STATED GOAL
Each record must be reproduced exactly as it is shown.

── DATA TO USE ──

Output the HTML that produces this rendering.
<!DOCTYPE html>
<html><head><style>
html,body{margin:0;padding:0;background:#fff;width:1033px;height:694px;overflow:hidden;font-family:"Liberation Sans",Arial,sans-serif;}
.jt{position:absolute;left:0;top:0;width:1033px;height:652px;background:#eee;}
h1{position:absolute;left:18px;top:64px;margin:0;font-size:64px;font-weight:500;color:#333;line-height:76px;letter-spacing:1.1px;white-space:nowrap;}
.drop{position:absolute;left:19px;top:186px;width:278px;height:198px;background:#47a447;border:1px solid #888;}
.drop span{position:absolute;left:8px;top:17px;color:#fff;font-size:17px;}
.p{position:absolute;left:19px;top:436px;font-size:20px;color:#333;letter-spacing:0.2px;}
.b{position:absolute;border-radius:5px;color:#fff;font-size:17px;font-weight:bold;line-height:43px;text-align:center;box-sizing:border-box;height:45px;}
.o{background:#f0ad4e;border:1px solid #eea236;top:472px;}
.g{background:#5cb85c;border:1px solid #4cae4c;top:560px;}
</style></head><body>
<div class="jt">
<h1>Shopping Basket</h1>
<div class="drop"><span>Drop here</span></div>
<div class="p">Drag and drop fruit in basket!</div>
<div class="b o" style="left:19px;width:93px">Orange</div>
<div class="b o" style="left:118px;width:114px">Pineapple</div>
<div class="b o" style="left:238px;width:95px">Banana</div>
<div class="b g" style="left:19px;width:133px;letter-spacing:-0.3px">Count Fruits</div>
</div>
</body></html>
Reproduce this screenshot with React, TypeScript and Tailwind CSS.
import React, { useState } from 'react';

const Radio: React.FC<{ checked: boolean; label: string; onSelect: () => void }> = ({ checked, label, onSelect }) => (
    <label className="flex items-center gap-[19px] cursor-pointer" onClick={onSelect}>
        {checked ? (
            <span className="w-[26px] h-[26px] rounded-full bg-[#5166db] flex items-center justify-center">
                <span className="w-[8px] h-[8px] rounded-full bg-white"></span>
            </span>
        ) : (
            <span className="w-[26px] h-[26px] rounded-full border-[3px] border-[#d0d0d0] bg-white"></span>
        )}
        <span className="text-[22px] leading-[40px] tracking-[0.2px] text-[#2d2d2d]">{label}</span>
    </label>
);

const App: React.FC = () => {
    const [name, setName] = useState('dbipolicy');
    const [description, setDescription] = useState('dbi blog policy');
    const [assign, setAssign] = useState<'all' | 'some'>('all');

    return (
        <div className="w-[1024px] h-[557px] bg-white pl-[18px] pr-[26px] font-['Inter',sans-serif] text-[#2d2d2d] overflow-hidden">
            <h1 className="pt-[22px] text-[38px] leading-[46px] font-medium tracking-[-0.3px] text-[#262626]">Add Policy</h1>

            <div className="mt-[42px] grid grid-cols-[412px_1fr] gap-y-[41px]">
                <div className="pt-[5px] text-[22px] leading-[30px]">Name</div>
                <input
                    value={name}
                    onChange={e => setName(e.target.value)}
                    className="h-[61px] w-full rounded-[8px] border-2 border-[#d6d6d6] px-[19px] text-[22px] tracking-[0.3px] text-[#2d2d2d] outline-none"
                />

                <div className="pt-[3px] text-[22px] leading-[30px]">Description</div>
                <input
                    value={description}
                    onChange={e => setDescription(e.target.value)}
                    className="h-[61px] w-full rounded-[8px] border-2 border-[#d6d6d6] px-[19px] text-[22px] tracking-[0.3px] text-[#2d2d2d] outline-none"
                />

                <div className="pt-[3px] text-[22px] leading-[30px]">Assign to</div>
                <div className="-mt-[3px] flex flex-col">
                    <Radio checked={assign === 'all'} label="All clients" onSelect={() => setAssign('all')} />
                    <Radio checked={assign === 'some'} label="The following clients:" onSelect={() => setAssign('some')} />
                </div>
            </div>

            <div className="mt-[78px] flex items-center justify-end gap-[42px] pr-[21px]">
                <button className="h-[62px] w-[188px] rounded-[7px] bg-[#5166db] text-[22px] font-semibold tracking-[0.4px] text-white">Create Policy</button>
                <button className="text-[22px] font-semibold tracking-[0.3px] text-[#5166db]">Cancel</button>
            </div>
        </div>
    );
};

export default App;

───

ANSWER TO THE TASK
Output the HTML that produces this rendering.
<!DOCTYPE html>
<html><head><style>
html,body{margin:0;padding:0;background:#fff;width:1033px;height:694px;overflow:hidden;font-family:"Liberation Sans",Arial,sans-serif;}
.jt{position:absolute;left:0;top:0;width:1033px;height:652px;background:#eee;}
h1{position:absolute;left:18px;top:64px;margin:0;font-size:64px;font-weight:500;color:#333;line-height:76px;letter-spacing:1.1px;white-space:nowrap;}
.drop{position:absolute;left:19px;top:186px;width:278px;height:198px;background:#47a447;border:1px solid #888;}
.drop span{position:absolute;left:8px;top:17px;color:#fff;font-size:17px;}
.p{position:absolute;left:19px;top:436px;font-size:20px;color:#333;letter-spacing:0.2px;}
.b{position:absolute;border-radius:5px;color:#fff;font-size:17px;font-weight:bold;line-height:43px;text-align:center;box-sizing:border-box;height:45px;}
.o{background:#f0ad4e;border:1px solid #eea236;top:472px;}
.g{background:#5cb85c;border:1px solid #4cae4c;top:560px;}
</style></head><body>
<div class="jt">
<h1>Shopping Basket</h1>
<div class="drop"><span>Drop here</span></div>
<div class="p">Drag and drop fruit in basket!</div>
<div class="b o" style="left:19px;width:93px">Orange</div>
<div class="b o" style="left:118px;width:114px">Pineapple</div>
<div class="b o" style="left:238px;width:95px">Banana</div>
<div class="b g" style="left:19px;width:133px;letter-spacing:-0.3px">Count Fruits</div>
</div>
</body></html>
Reproduce this screenshot with React, TypeScript and Tailwind CSS.
import React, { useState } from 'react';

const Radio: React.FC<{ checked: boolean; label: string; onSelect: () => void }> = ({ checked, label, onSelect }) => (
    <label className="flex items-center gap-[19px] cursor-pointer" onClick={onSelect}>
        {checked ? (
            <span className="w-[26px] h-[26px] rounded-full bg-[#5166db] flex items-center justify-center">
                <span className="w-[8px] h-[8px] rounded-full bg-white"></span>
            </span>
        ) : (
            <span className="w-[26px] h-[26px] rounded-full border-[3px] border-[#d0d0d0] bg-white"></span>
        )}
        <span className="text-[22px] leading-[40px] tracking-[0.2px] text-[#2d2d2d]">{label}</span>
    </label>
);

const App: React.FC = () => {
    const [name, setName] = useState('dbipolicy');
    const [description, setDescription] = useState('dbi blog policy');
    const [assign, setAssign] = useState<'all' | 'some'>('all');

    return (
        <div className="w-[1024px] h-[557px] bg-white pl-[18px] pr-[26px] font-['Inter',sans-serif] text-[#2d2d2d] overflow-hidden">
            <h1 className="pt-[22px] text-[38px] leading-[46px] font-medium tracking-[-0.3px] text-[#262626]">Add Policy</h1>

            <div className="mt-[42px] grid grid-cols-[412px_1fr] gap-y-[41px]">
                <div className="pt-[5px] text-[22px] leading-[30px]">Name</div>
                <input
                    value={name}
                    onChange={e => setName(e.target.value)}
                    className="h-[61px] w-full rounded-[8px] border-2 border-[#d6d6d6] px-[19px] text-[22px] tracking-[0.3px] text-[#2d2d2d] outline-none"
                />

                <div className="pt-[3px] text-[22px] leading-[30px]">Description</div>
                <input
                    value={description}
                    onChange={e => setDescription(e.target.value)}
                    className="h-[61px] w-full rounded-[8px] border-2 border-[#d6d6d6] px-[19px] text-[22px] tracking-[0.3px] text-[#2d2d2d] outline-none"
                />

                <div className="pt-[3px] text-[22px] leading-[30px]">Assign to</div>
                <div className="-mt-[3px] flex flex-col">
                    <Radio checked={assign === 'all'} label="All clients" onSelect={() => setAssign('all')} />
                    <Radio checked={assign === 'some'} label="The following clients:" onSelect={() => setAssign('some')} />
                </div>
            </div>

            <div className="mt-[78px] flex items-center justify-end gap-[42px] pr-[21px]">
                <button className="h-[62px] w-[188px] rounded-[7px] bg-[#5166db] text-[22px] font-semibold tracking-[0.4px] text-white">Create Policy</button>
                <button className="text-[22px] font-semibold tracking-[0.3px] text-[#5166db]">Cancel</button>
            </div>
        </div>
    );
};

export default App;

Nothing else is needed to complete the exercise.